Closed epiasini closed 8 years ago

epiasini commented 8 years ago

readMat converts automatically any underscore contained in variable names to dots, which is very helpful and convenient. It would be great if this could also happen the other way around, when using writeMat.

HenrikBengtsson commented 8 years ago

You're asking for R name foo.bar to MATLAB name foo_bar, correct?

Interestingly, MATLAB can read variables with dots / periods in their names. For example, in R:

> R.matlab::writeMat("foo.mat", a.b=1, c_d=2)

and in then in MATLAB (7.14.0.739):

>> load foo                    
>> who

Your variables are:

a.b  c_d  

but I'm actually not sure how to access variable a.b in MATLAB (haven't used much MATLAB the last decade or so), e.g. we get:

>> a.b 
Undefined variable "a" or function "a.b".
>> isvarname('a.b')

ans =

     0

>> isvarname('a_b')

ans =

     1

Thus, I guess writeMat() shouldn't really generate such variable names (unless they're actually valid). If so, adding a fixNames=TRUE argument might be reasonable.

BTW, readMat(..., fixNames=FALSE) prevents the renaming from underscores to dots, e.g.

> writeMat("foo.mat", a.b=1, c_d=2)
> readMat("foo.mat") ## Defaults to fixNames=TRUE
$a.b
[1] 1

$c.d
[1] 2

> readMat("foo.mat", fixNames=FALSE)
$a.b
[1] 1

$c_d
[1] 2

The reason for fixNames=TRUE being the default is that in the past a_1 was equivalent to a <- 1 (back in the terminal days).

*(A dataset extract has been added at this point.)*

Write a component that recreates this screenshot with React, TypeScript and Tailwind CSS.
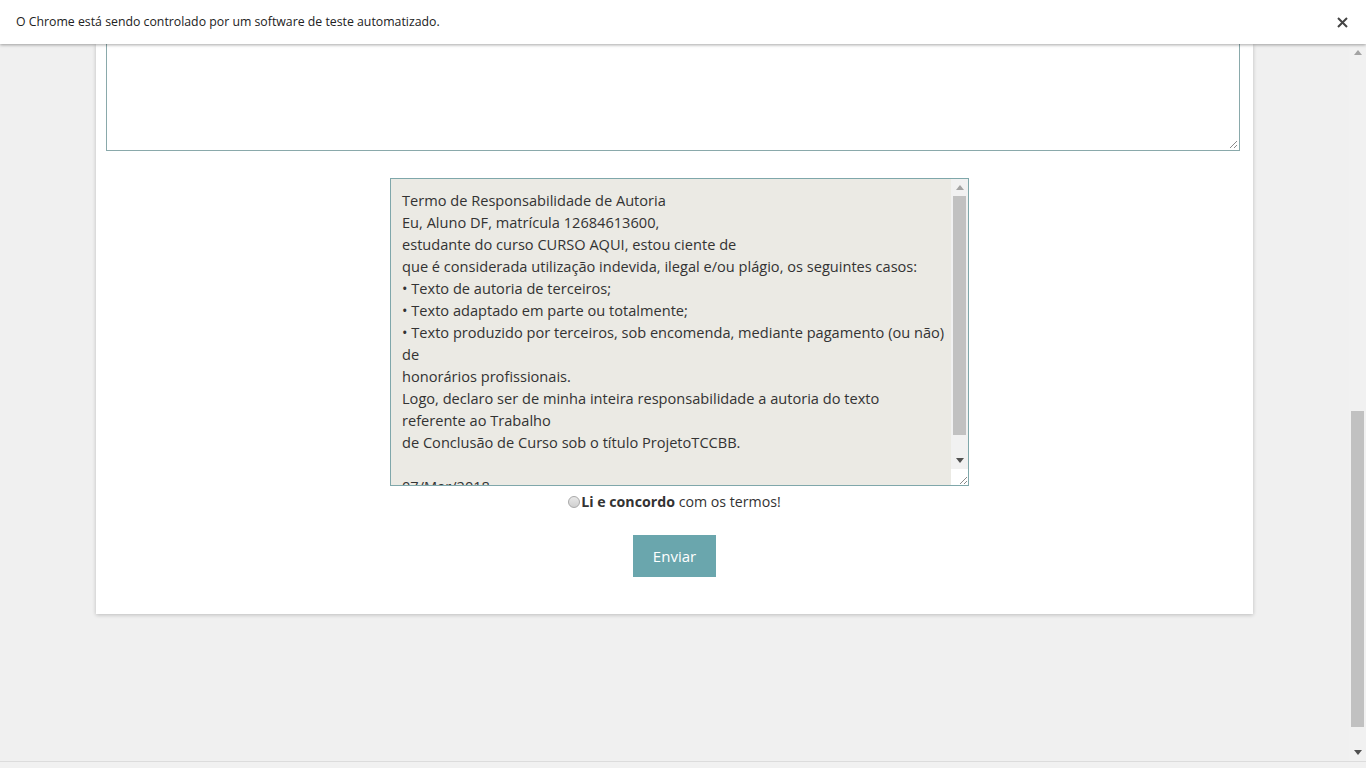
import React from 'react';

const TERMS = [
  'Termo de Responsabilidade de Autoria',
  'Eu, Aluno DF, matrícula 12684613600,',
  'estudante do curso CURSO AQUI, estou ciente de',
  'que é considerada utilização indevida, ilegal e/ou plágio, os seguintes casos:',
  '• Texto de autoria de terceiros;',
  '• Texto adaptado em parte ou totalmente;',
  '• Texto produzido por terceiros, sob encomenda, mediante pagamento (ou não)',
  'de',
  'honorários profissionais.',
  'Logo, declaro ser de minha inteira responsabilidade a autoria do texto',
  'referente ao Trabalho',
  'de Conclusão de Curso sob o título ProjetoTCCBB.',
  '',
  '07/Mar/2018',
];

function Grip() {
  return (
    <svg width="10" height="10" viewBox="0 0 10 10" className="block">
      <line x1="2" y1="9" x2="9" y2="2" stroke="#8a8a8a" strokeWidth="1" />
      <line x1="6" y1="9" x2="9" y2="6" stroke="#8a8a8a" strokeWidth="1" />
    </svg>
  );
}

function Arrow({ up }: { up?: boolean }) {
  return (
    <svg width="8" height="5" viewBox="0 0 8 5" className="block">
      {up ? <polygon points="0,5 8,5 4,0" fill="#a3a3a3" /> : <polygon points="0,0 8,0 4,5" fill="#505050" />}
    </svg>
  );
}

export default function App() {
  return (
    <div className="h-screen w-full overflow-hidden bg-[#f0f0f0] flex flex-col font-['Open_Sans',sans-serif]">
      {/* Chrome info bar */}
      <div className="h-[44px] shrink-0 bg-white flex items-center justify-between pl-4 pr-[18px] shadow-[0_1px_3px_rgba(0,0,0,0.35)] z-10 relative">
        <span className="text-[12.3px] text-[#222]">O Chrome está sendo controlado por um software de teste automatizado.</span>
        <svg width="11" height="11" viewBox="0 0 11 11">
          <path d="M1 1 L10 10 M10 1 L1 10" stroke="#444" strokeWidth="2" />
        </svg>
      </div>

      <div className="flex flex-1 min-h-0">
        {/* page */}
        <div className="flex-1 min-w-0">
          <div className="ml-[96px] w-[1157px] bg-white shadow-[0_1px_4px_rgba(0,0,0,0.22)] pb-[37px]">
            {/* big textarea (scrolled) */}
            <div className="pl-[10px] pr-[13px]">
              <div className="h-[107px] border-x border-b border-[#8aa9ab] bg-white flex items-end justify-end pr-[1px] pb-[1px]">
                <Grip />
              </div>
            </div>

            {/* terms box */}
            <div className="pl-[294px] mt-[27px]">
              <div className="w-[579px] h-[308px] border border-[#7fa7aa] bg-[#ebeae4] flex overflow-hidden">
                <div className="flex-1 min-w-0 pl-[11px] pt-[10px] text-[14.6px] leading-[22px] text-[#333] whitespace-pre">
                  {TERMS.map((l, i) => (
                    <div key={i} className="h-[22px]">{l}</div>
                  ))}
                </div>
                <div className="w-[17px] shrink-0 flex flex-col bg-[#f1f1f1] relative z-10">
                  <div className="h-[17px] flex items-center justify-center"><Arrow up /></div>
                  <div className="flex-1 flex flex-col pb-[5px]">
                    <div className="h-[239px] mx-[2px] bg-[#c1c1c1]" />
                  </div>
                  <div className="h-[17px] flex items-center justify-center"><Arrow /></div>
                  <div className="h-[16px] bg-white flex items-end justify-end"><Grip /></div>
                </div>
              </div>
            </div>

            {/* agree */}
            <div className="flex justify-center items-center mt-[5px] text-[14.2px] text-[#333] leading-[22px]">
              <span className="w-[12px] h-[12px] rounded-full border border-[#a9a9a9] bg-gradient-to-b from-[#e8e8e8] to-[#d0d0d0] mr-[1px]" />
              <span className="font-bold">Li e concordo</span>
              <span>&nbsp;com os termos!</span>
            </div>

            <div className="flex justify-center mt-[22px]">
              <button className="w-[83px] h-[42px] bg-[#6aa6ad] text-white text-[15px]">Enviar</button>
            </div>
          </div>
        </div>

        {/* window scrollbar */}
        <div className="w-[17px] shrink-0 bg-[#f1f1f1] flex flex-col">
          <div className="h-[17px] flex items-center justify-center"><Arrow up /></div>
          <div className="flex-1 flex flex-col justify-end pb-[17px]">
            <div className="h-[316px] mx-[2px] bg-[#c1c1c1]" />
          </div>
          <div className="h-[17px] flex items-center justify-center"><Arrow /></div>
        </div>
      </div>
      <div className="h-[7px] shrink-0 bg-[#f1f1f1] border-t border-[#dcdcdc]" />
    </div>
  );
}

However, since those days the R parser has been updated to allow for underscore in variable names, i.e. a_1 <- 2 is now perfectly valid and does what we expect. Because of this, maybe the new default for readMat() should fixNames=FALSE.

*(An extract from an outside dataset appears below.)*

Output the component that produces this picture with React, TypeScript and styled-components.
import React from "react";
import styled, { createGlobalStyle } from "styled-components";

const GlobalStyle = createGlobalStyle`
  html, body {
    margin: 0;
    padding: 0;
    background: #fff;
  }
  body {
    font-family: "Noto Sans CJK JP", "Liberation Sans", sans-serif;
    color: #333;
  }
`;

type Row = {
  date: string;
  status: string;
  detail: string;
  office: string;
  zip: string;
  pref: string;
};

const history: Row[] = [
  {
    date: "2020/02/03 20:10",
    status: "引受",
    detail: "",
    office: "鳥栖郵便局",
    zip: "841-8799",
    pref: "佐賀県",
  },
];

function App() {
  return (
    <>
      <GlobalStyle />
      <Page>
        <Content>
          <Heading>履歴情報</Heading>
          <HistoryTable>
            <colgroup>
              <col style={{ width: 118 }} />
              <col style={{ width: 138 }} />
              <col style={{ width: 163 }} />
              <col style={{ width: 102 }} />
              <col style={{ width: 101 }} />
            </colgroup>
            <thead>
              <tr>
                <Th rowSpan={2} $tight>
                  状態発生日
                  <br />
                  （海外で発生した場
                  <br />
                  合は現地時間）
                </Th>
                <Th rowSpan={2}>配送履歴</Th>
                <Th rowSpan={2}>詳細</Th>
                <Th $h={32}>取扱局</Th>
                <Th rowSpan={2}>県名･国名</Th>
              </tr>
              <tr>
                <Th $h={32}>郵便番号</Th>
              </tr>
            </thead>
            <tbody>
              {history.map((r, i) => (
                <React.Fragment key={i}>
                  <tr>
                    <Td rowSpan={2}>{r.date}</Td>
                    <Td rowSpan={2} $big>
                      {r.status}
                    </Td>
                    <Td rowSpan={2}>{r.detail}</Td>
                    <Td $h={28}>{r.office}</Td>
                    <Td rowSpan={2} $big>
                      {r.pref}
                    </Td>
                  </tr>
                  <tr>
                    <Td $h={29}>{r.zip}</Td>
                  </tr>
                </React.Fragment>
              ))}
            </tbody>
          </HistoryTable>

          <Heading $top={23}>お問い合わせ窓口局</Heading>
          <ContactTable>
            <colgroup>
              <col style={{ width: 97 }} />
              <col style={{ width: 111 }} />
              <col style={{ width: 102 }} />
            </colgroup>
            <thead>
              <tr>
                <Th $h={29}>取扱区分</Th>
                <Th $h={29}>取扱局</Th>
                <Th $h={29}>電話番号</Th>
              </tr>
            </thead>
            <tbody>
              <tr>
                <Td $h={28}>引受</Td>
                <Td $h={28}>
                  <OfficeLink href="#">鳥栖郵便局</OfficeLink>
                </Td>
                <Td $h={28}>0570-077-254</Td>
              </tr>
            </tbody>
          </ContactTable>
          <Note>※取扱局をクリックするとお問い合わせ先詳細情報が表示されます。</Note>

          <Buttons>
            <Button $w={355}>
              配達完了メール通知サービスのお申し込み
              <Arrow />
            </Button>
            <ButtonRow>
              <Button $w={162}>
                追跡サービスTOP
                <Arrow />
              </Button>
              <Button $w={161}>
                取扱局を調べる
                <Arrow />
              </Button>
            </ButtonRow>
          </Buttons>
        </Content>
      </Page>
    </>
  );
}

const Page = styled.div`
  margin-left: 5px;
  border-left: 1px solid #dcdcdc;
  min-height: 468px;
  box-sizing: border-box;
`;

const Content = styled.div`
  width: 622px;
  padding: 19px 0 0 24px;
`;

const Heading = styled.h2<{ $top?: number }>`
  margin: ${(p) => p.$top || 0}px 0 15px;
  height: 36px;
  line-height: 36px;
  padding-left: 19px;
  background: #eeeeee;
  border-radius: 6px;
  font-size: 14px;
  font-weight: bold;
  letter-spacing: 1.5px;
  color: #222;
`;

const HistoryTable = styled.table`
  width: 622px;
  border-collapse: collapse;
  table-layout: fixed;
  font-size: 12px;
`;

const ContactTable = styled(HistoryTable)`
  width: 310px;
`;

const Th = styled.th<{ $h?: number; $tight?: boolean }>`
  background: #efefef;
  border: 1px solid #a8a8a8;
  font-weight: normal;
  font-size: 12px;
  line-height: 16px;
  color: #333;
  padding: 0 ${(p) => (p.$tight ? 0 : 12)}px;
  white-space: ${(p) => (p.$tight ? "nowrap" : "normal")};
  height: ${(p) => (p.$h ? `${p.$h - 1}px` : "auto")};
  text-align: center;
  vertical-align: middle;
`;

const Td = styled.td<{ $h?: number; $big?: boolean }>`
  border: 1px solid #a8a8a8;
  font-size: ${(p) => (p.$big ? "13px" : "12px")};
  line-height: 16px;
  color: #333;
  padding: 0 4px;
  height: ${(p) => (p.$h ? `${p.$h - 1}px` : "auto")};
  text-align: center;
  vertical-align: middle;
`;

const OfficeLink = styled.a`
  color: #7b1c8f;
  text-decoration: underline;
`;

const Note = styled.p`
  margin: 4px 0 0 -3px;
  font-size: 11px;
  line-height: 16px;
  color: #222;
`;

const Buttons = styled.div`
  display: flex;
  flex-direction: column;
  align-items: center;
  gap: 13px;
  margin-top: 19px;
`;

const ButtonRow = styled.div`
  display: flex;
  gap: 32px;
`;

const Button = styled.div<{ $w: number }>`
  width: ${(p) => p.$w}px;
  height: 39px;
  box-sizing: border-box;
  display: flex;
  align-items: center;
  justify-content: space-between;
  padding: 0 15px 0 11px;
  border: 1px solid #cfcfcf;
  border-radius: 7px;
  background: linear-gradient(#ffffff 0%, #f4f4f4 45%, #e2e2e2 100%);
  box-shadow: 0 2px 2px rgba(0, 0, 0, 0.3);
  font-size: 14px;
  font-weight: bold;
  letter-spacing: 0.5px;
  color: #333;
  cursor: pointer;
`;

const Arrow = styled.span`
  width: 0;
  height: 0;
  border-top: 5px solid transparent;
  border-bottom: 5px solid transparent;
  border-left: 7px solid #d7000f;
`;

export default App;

epiasini commented 8 years ago

Thanks for the reply! yes, that was what I meant. The period is still not included in the characters allowed in variable names in MATLAB, so yes, I suppose having a fixNames argument in writeMat could make sense.

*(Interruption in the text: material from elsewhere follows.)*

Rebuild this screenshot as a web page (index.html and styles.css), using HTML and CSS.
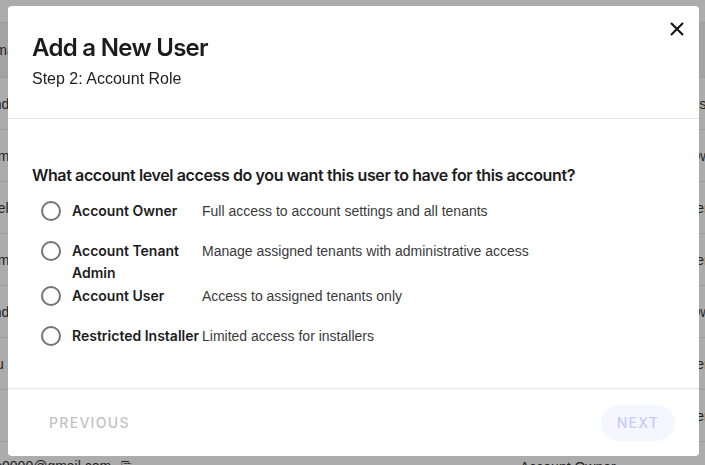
FILE: index.html
```html
<!DOCTYPE html>
<html lang="en">
<head>
    <meta charset="UTF-8">
    <meta name="viewport" content="width=device-width, initial-scale=1.0">
    <title>Users - Add a New User</title>
    <link rel="stylesheet" href="styles.css">
</head>
<body>
    <!-- users table sitting behind the dialog -->
    <div class="page">
        <div class="table">
            <div class="row head"><span class="cell left">Email</span><span class="cell right">Role</span></div>
            <div class="row"><span class="cell left">andrew.v.smith</span><span class="cell right">Account Use</span></div>
            <div class="row"><span class="cell left">tomlj</span><span class="cell right">Account Owner</span></div>
            <div class="row"><span class="cell left">mel.j</span><span class="cell right">Account Tenant Admin</span></div>
            <div class="row"><span class="cell left">tomlj</span><span class="cell right">Account Tenant Admin</span></div>
            <div class="row"><span class="cell left">andrew.v.</span><span class="cell right">Account Owner</span></div>
            <div class="row"><span class="cell left">jvu</span><span class="cell right">Account Tenant Admin</span></div>
            <div class="row"><span class="cell left">in</span><span class="cell right">Account Tenant Admin</span></div>
            <div class="row last">
                <span class="cell email">brooks0000@gmail.com <span class="copy">&#x2398;</span></span>
                <span class="cell role">Account Owner</span>
            </div>
        </div>
    </div>

    <div class="backdrop"></div>

    <div class="modal" role="dialog">
        <div class="modal-header">
            <h1>Add a New User</h1>
            <p class="step">Step 2: Account Role</p>
            <button class="close" aria-label="Close">
                <svg width="14" height="14" viewBox="0 0 14 14" fill="none" stroke="#111" stroke-width="2">
                    <path d="M1 1l12 12M13 1L1 13"/>
                </svg>
            </button>
        </div>

        <div class="modal-body">
            <p class="question">What account level access do you want this user to have for this account?</p>
            <div class="options">
                <label class="option">
                    <span class="radio"></span>
                    <span class="name">Account Owner</span>
                    <span class="desc">Full access to account settings and all tenants</span>
                </label>
                <label class="option">
                    <span class="radio"></span>
                    <span class="name">Account Tenant Admin</span>
                    <span class="desc">Manage assigned tenants with administrative access</span>
                </label>
                <label class="option">
                    <span class="radio"></span>
                    <span class="name">Account User</span>
                    <span class="desc">Access to assigned tenants only</span>
                </label>
                <label class="option">
                    <span class="radio"></span>
                    <span class="name">Restricted Installer</span>
                    <span class="desc">Limited access for installers</span>
                </label>
            </div>
        </div>

        <div class="modal-footer">
            <button class="btn-prev" disabled>Previous</button>
            <button class="btn-next" disabled>Next</button>
        </div>
    </div>
</body>
</html>
```

FILE: styles.css
```css
* {
    margin: 0;
    padding: 0;
    box-sizing: border-box;
}

body {
    font-family: 'Liberation Sans', Arial, sans-serif;
    background: #fff;
    color: #222;
    overflow: hidden;
}

/* background table */
.page {
    height: 100vh;
    overflow: hidden;
}

.table {
    width: 100%;
    padding-top: 22px;
}

.row {
    height: 52px;
    display: flex;
    align-items: center;
    justify-content: space-between;
    border-bottom: 1px solid #e6e6e6;
    font-size: 14px;
    color: #333;
    white-space: nowrap;
}

.row.head {
    height: 56px;
    background: #f2f2f2;
    border-top: 1px solid #e6e6e6;
}

.cell.left {
    margin-left: -14px;
    width: 110px;
}

.cell.right {
    margin-right: -60px;
    width: 130px;
}

.row.last {
    justify-content: flex-start;
    padding-bottom: 2px;
}

.cell.email {
    margin-left: -40px;
    width: 560px;
}

.copy {
    font-size: 13px;
    margin-left: 6px;
}

.backdrop {
    position: fixed;
    inset: 0;
    background: rgba(0, 0, 0, 0.325);
}

/* dialog */
.modal {
    position: fixed;
    left: 8px;
    top: 6px;
    width: 691px;
    height: 450px;
    background: #fff;
    border-radius: 4px;
    display: flex;
    flex-direction: column;
}

.modal-header {
    position: relative;
    padding: 27px 24px 0;
    height: 113px;
    border-bottom: 1px solid #e6e6e6;
}

.modal-header h1 {
    font-family: 'Inter', sans-serif;
    font-size: 24px;
    font-weight: 600;
    letter-spacing: -0.7px;
    color: #1c1c1c;
    line-height: 29px;
}

.step {
    margin-top: 8px;
    font-size: 16px;
    color: #222;
}

.close {
    position: absolute;
    top: 16px;
    right: 15px;
    width: 14px;
    height: 14px;
    border: none;
    background: none;
    cursor: pointer;
}

.close svg {
    display: block;
}

.modal-body {
    flex: 1;
    padding: 44px 24px 0;
}

.question {
    font-family: 'Inter', sans-serif;
    font-size: 16px;
    font-weight: 600;
    letter-spacing: -0.38px;
    line-height: 24px;
    color: #1c1c1c;
}

.options {
    margin-top: 4px;
    padding-left: 9px;
}

.option {
    display: flex;
    align-items: flex-start;
    min-height: 40px;
    cursor: pointer;
}

.radio {
    flex: none;
    width: 20px;
    height: 20px;
    margin: 10px 11px 10px 0;
    border: 2px solid #737373;
    border-radius: 50%;
}

.name {
    flex: none;
    width: 130px;
    margin: 9px 0 -8px;
    font-family: 'Inter', sans-serif;
    font-size: 14px;
    font-weight: 600;
    line-height: 22px;
    color: #1c1c1c;
}

.desc {
    margin-top: 9px;
    font-size: 14px;
    line-height: 22px;
    color: #3a3a3a;
}

.modal-footer {
    height: 68px;
    border-top: 1px solid #e6e6e6;
    display: flex;
    align-items: center;
    justify-content: space-between;
    padding: 0 24px;
}

.modal-footer button {
    font-family: 'Inter', sans-serif;
    font-size: 14px;
    font-weight: 500;
    letter-spacing: 1.3px;
    text-transform: uppercase;
    border: none;
    height: 36px;
    border-radius: 18px;
}

.btn-prev {
    background: none;
    color: #c2c2c2;
    padding: 0 17px;
}

.btn-next {
    background: #f5f6ff;
    color: #c6cbfa;
    width: 74px;
}
```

Regarding the defaults, whatever makes more sense to you. Personally I'd be partial to keeping the existing behaviour in readMat and mirroring it in writeMat, on the grounds that variable names with periods are omnipresent in R (and even recommended.. this is you, right?) but are not supported in MATLAB, so this would suggest defaulting fixNames=TRUE in writeMat, and in turn defaulting to the same value in readMat for symmetry. But I can also see how one can argue that by default the library shouldn't meddle with the variable names chosen by the user..

Anyway, thanks a lot again!

HenrikBengtsson commented 8 years ago

Please try with:

source('http://callr.org/install#HenrikBengtsson/R.matlab@develop')

I've added writeMat(..., fixNames=TRUE). This (new) default behavior makes sense since periods are invalid on the MATLAB side for variable names (and I assume also for field names). I won't worry about changing the current default for readMat(..., fixNames=TRUE) for now, although it could be FALSE these days.

Also, it's of course not possible to make mixed cases truly bijective, e.g. a_b.c. That will end up as either a_b_c or a.b.c for a writeMat() -> readMat() sequence.